At any rate, national crisis averted: Sarah Palin is not running for president of the United States of America, and now never will. (I assume/hope).
The part of the book that most interested me, however, was one I didn’t expect at all. During the 2008 campaign you probably heard about the 2005 blessing Palin received at her hometown church from Kenyan guest preacher Reverend Thomas Muthee, in which he asked the congregation to prayer for Sarah’s success in the campaign.
McGinnis explains that Muthee came to fame for praying away a witch in his Kenyan hometown. From there, McGinnis embarks on a tangent about the 1980s-‘90s movement of Pentecostal belief in an invisible world at literal war with the visible one.
Like, the devil and his demons are literally present on earth, often disguised as human beings, and through their presence can turn entire geographic regions away from God and to the dark side; like Satan and Christians are playing a game of Risk. Among the more powerful is what McGinnis calls “a female mega-demon” called the Queen of Heaven (whom correlates to the Whore of Babylon). She dwelt in a huge ice castle atop Mount Everset, and each of the surrounding mountain peaks also housed high-ranking demons. Mini-bosses, if you will.
Through spiritual mapping and strategic-level spiritual warfare, faithful Christians can find and destroy them through prayer.
Check this out:
One of [World Prayer Center co-founder and Breaking Strongholds in Your City: How to Use Spiritual Mapping to Make Your Prayers More Strategic, Effective, and Targeted author C. Peter] Wagner’s leading apostles in Mexico was a woman named Ana Mendez, a former witch in a Haitian vooddo cult. She established a 10/40 [between 10 and 40 degrees north latitude] window prayer tower in Mexcio City, which, Wagner wrote, was “continually occupied by fervent intercessors.” While Mendez herself was praying one day, God told her it was high time to launch an assault on the Queen of Heaven in her Himalayan stronghold. In Sptember 1997 she did, leading a team of twenty-six “intercessors” to Mount Everest in an assault she called Operation Ice Castle.
Some of the group chose to provide long-range support from the Everst View Hotel at an altitude of thirteen thousand feet. Others pushed on to a base campt at eighteen thousand feet. Mendez and a small cadre “scaled the ice cliffs and crossed bottomless crevasses,” Wagner wrote, eventually climbing to twenty thousand feet.
There, Mendez later said, God revealed to her “a large, brown stone formation, completely surrounded by walls of ice resembling a castle, and shaped exactly like an idol of the Queen of Heaven.”
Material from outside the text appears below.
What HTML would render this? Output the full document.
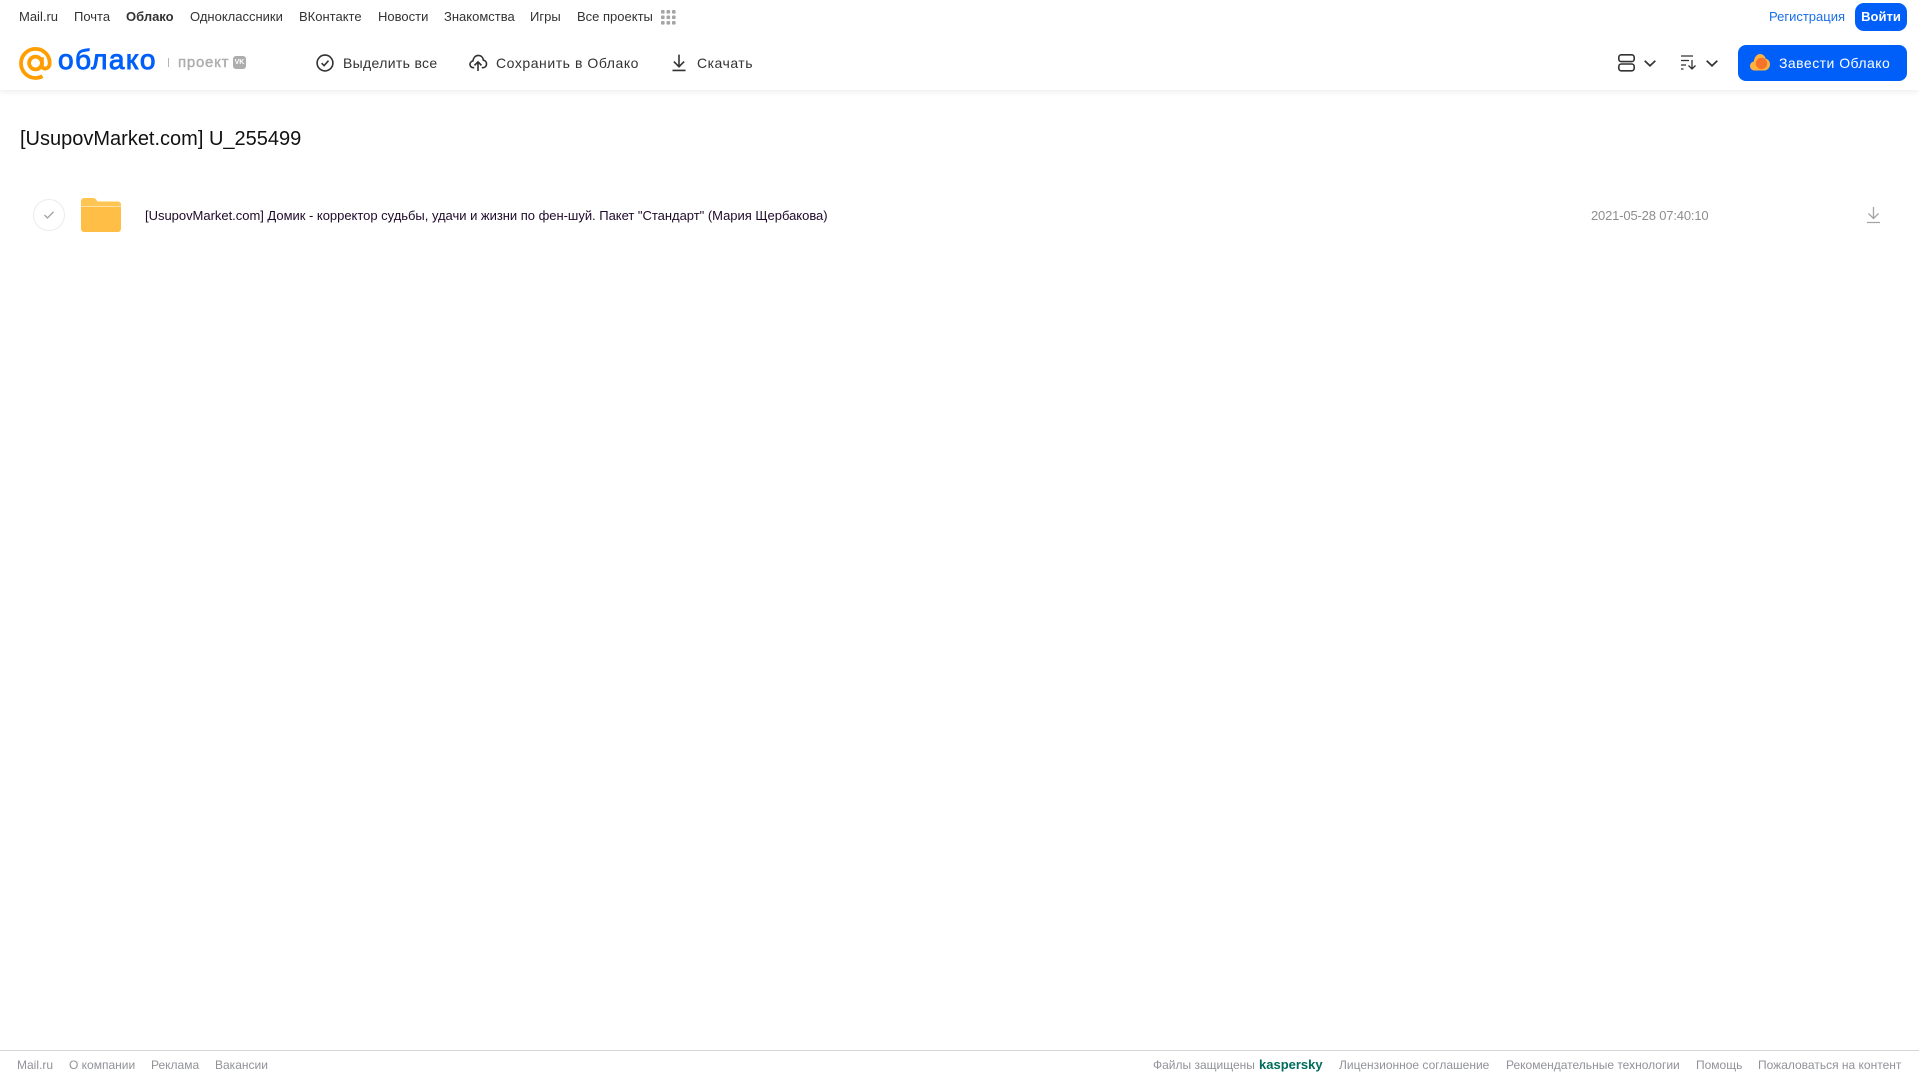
<!DOCTYPE html>
<html lang="ru"><head><meta charset="utf-8"><title>Облако</title>
<style>
html,body{margin:0;padding:0;background:#fff;width:1919px;height:1079px;overflow:hidden;font-family:"Liberation Sans",sans-serif}
.t{position:absolute;white-space:nowrap;line-height:18px}
.n{top:8px;font-size:13px;color:#333}
.h{top:54px;font-size:14px;color:#333;letter-spacing:.55px;line-height:18px}
.f{top:1056px;font-size:12px;color:#919399}
svg{position:absolute;overflow:visible}
#hdr{position:absolute;left:0;top:0;width:1919px;height:90px;background:#fff;box-shadow:0 1px 6px rgba(0,0,0,.09)}
</style></head><body>
<div id="hdr"></div>
<span class="t n" style="left:19px">Mail.ru</span>
<span class="t n" style="left:74px">Почта</span>
<span class="t n" style="left:126px;font-weight:bold">Облако</span>
<span class="t n" style="left:190px">Одноклассники</span>
<span class="t n" style="left:299px">ВКонтакте</span>
<span class="t n" style="left:378px">Новости</span>
<span class="t n" style="left:444px">Знакомства</span>
<span class="t n" style="left:530px">Игры</span>
<span class="t n" style="left:577px">Все проекты</span>
<svg style="left:661px;top:10px" width="15" height="15" fill="#a5a5a5"><rect x="0" y="0" width="3.6" height="3.6" rx="1"/><rect x="5.5" y="0" width="3.6" height="3.6" rx="1"/><rect x="11" y="0" width="3.6" height="3.6" rx="1"/><rect x="0" y="5.5" width="3.6" height="3.6" rx="1"/><rect x="5.5" y="5.5" width="3.6" height="3.6" rx="1"/><rect x="11" y="5.5" width="3.6" height="3.6" rx="1"/><rect x="0" y="11" width="3.6" height="3.6" rx="1"/><rect x="5.5" y="11" width="3.6" height="3.6" rx="1"/><rect x="11" y="11" width="3.6" height="3.6" rx="1"/></svg>
<span class="t" style="left:1769px;top:8px;font-size:13px;color:#1a6fe8">Регистрация</span>
<div style="position:absolute;left:1855px;top:3px;width:52px;height:28px;border-radius:9px;background:#005ff9;color:#fff;font-size:13px;font-weight:bold;text-align:center;line-height:28px">Войти</div>

<svg style="left:19px;top:47px" width="33" height="33" viewBox="0 0 33 33" fill="none" stroke="#ff9e00" stroke-width="3.8"><circle cx="16.5" cy="16" r="6.4"/><path d="M22.9 10.2v8.3c0 4.4 7.8 4.4 7.8-2.5C30.700 8 24.300 1.900 16.500 1.900 8.500 1.900 2 8.300 2 16.300c0 8.200 6.500 14.700 14.500 14.700 2.600 0 4.900-.6 7-1.800"/></svg>
<span class="t" style="left:58px;top:41px;font-size:28px;line-height:38px;color:#005ff9;-webkit-text-stroke:.9px #005ff9;letter-spacing:1.4px">облако</span>
<div style="position:absolute;left:168px;top:58px;width:1px;height:9px;background:#b5b5b5"></div>
<span class="t" style="left:178px;top:54px;font-size:15px;color:#adadad;-webkit-text-stroke:.4px #adadad;letter-spacing:.75px">проект</span>
<div style="position:absolute;left:233px;top:56px;width:13px;height:13px;border-radius:3px;background:#adadad;color:#fff;font-size:7px;font-weight:bold;line-height:13px;text-align:center">VK</div>

<svg style="left:316px;top:54px" width="18" height="18" viewBox="0 0 18 18" fill="none" stroke="#333" stroke-width="1.6"><circle cx="9" cy="9" r="7.9"/><path d="M5.600 9.200l2.500 2.400 4.400-4.900"/></svg>
<span class="t h" style="left:343px;letter-spacing:.33px">Выделить все</span>
<svg style="left:469px;top:54px" width="18" height="18" viewBox="0 0 19 18" fill="none" stroke="#333" stroke-width="1.7"><path d="M5.500 14H4.700C2.600 14 1 12.400 1 10.500 1 8.700 2.300 7.300 4 7 4.600 3.800 6.500 1 9.800 1c3 0 5 2.200 5.400 5 2 .3 3.300 2 3.300 4 0 2.200-1.600 4-3.800 4h-1.200"/><path d="M9.500 17.500V8M5.800 11.500l3.700-3.700 3.700 3.700"/></svg>
<span class="t h" style="left:496px">Сохранить в Облако</span>
<svg style="left:672px;top:54px" width="14" height="18" viewBox="0 0 15 18" fill="none" stroke="#333" stroke-width="1.700"><path d="M7.500 0v12.500M2 7.500l5.500 5.500L13 7.500M.5 17h14"/></svg>
<span class="t h" style="left:697px;letter-spacing:.5px">Скачать</span>

<svg style="left:1618px;top:54px" width="17" height="18" viewBox="0 0 17 18" fill="none" stroke="#333" stroke-width="1.600"><rect x=".8" y=".8" width="15.400" height="6.800" rx="2.500"/><rect x=".8" y="10" width="15.400" height="6.800" rx="2.500"/></svg>
<svg style="left:1644px;top:60px" width="12" height="7" fill="none" stroke="#333" stroke-width="1.700"><path d="M.7.800L6 5.800l5.300-5"/></svg>
<svg style="left:1681px;top:55px" width="16" height="15" viewBox="0 0 16 15" fill="none" stroke="#333" stroke-width="1.300"><path d="M0 1h12M0 5.500h8M0 10h5M0 14h2.500M11 5v9M7.500 10.500l3.500 3.500 3.500-3.500"/></svg>
<svg style="left:1706px;top:60px" width="12" height="7" fill="none" stroke="#333" stroke-width="1.700"><path d="M.7.800L6 5.800l5.300-5"/></svg>
<div style="position:absolute;left:1738px;top:45px;width:169px;height:36px;border-radius:8px;background:#005ff9"></div>
<svg style="left:1750px;top:54px" width="20" height="17" viewBox="0 0 20 17"><path d="M4.500 16.500C2 16.500 0 14.500 0 12c0-2.300 1.600-4.100 3.700-4.400C4.400 3.200 6.800 0 10 0c2.800 0 5 2 5.700 4.800 2.500.4 4.300 2.700 4.300 5.500 0 3.400-2.500 6.200-5.700 6.200z" fill="#ffb23e"/><circle cx="11.500" cy="9.500" r="5.700" fill="#f5742a"/></svg>
<span class="t h" style="left:1779px;color:#fff;letter-spacing:.47px">Завести Облако</span>

<span class="t" style="left:20px;top:126px;font-size:20px;line-height:26px;color:#111">[UsupovMarket.com] U_255499</span>

<div style="position:absolute;left:33px;top:199px;width:30px;height:30px;border:1px solid #ececec;border-radius:50%"></div>
<svg style="left:44px;top:211px" width="10" height="8" fill="none" stroke="#a0a0a0" stroke-width="1.300"><path d="M.5 4l3 3L9.500.8"/></svg>
<svg style="left:81px;top:198px" width="40" height="34" viewBox="0 0 40 34"><path d="M0 3a3 3 0 0 1 3-3h9c2 0 3 1 4.500 3.500H37a3 3 0 0 1 3 3V8H0z" fill="#ffc552"/><path d="M0 8.500h40V31a3 3 0 0 1-3 3H3a3 3 0 0 1-3-3z" fill="#ffbf47"/></svg>
<span class="t" style="left:145px;top:207px;font-size:13px;letter-spacing:-.02px;color:#1f0a2a">[UsupovMarket.com] Домик - корректор судьбы, удачи и жизни по фен-шуй. Пакет "Стандарт" (Мария Щербакова)</span>
<span class="t" style="left:1591px;top:207px;font-size:13px;letter-spacing:-.17px;color:#8e8e8e">2021-05-28 07:40:10</span>
<svg style="left:1867px;top:207px" width="13" height="17" viewBox="0 0 13 17" fill="none" stroke="#a3a3a3" stroke-width="1.300"><path d="M6.500 0v11.500M1.500 6.500l5 5 5-5M0 15.500h13"/></svg>

<div style="position:absolute;left:0;top:1050px;width:1919px;height:1px;background:#d6d6d6"></div>
<span class="t f" style="left:17px">Mail.ru</span>
<span class="t f" style="left:69px">О компании</span>
<span class="t f" style="left:151px">Реклама</span>
<span class="t f" style="left:215px">Вакансии</span>
<span class="t f" style="left:1153px">Файлы защищены</span>
<span class="t f" style="left:1259px;font-weight:bold;color:#006d5c;font-size:13px">kaspersky</span>
<span class="t f" style="left:1339px">Лицензионное соглашение</span>
<span class="t f" style="left:1506px">Рекомендательные технологии</span>
<span class="t f" style="left:1696px">Помощь</span>
<span class="t f" style="left:1758px">Пожаловаться на контент</span>
</body></html>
She and her elite force launched highly targeted intercessory prayers directly and the queen inside her palace. Apparently the prayers found their mark, killing the Harlot Queen…
The effects, according to Mendez, were almost immediate. Within two weeks, she wrote, “there was a huge fire in Indonesia, the largest Muslim nation; in an earthquake destroyed the basilica of Assisi, a hurricane destroyed the infamous temple ‘Baal-Christ’ in Acapulco; Princess Diana died, a representative of the British throne, to which Sir Edmund Hillary dedicated Mount Everest, and mother Teresa died in India, one of the most famous advocates of Mary as Co-Redeemer.”
I don't generally like to judge the religious beliefs of others, because all religious beliefs tend to seem kind of insane to anyone who doesn't hold them, but that is some super-crazy crazy shit, like a boring BPRD where they fight with prayer instead of guns and stuff. G.I. Joe meets The Exorcist...?
Super Mario: How Nintendo Conquered America by Jeff Ryan: Two subjects I don’t know or care very much about are business and video games (the latter of which probably makes me pretty atypical for a 34-year-old comics geek and blogger), so please consider it an endorsement when I say this history of the video game industry through the history of a single company and its single most recognizable character wasn’t just interesting, but enthralling.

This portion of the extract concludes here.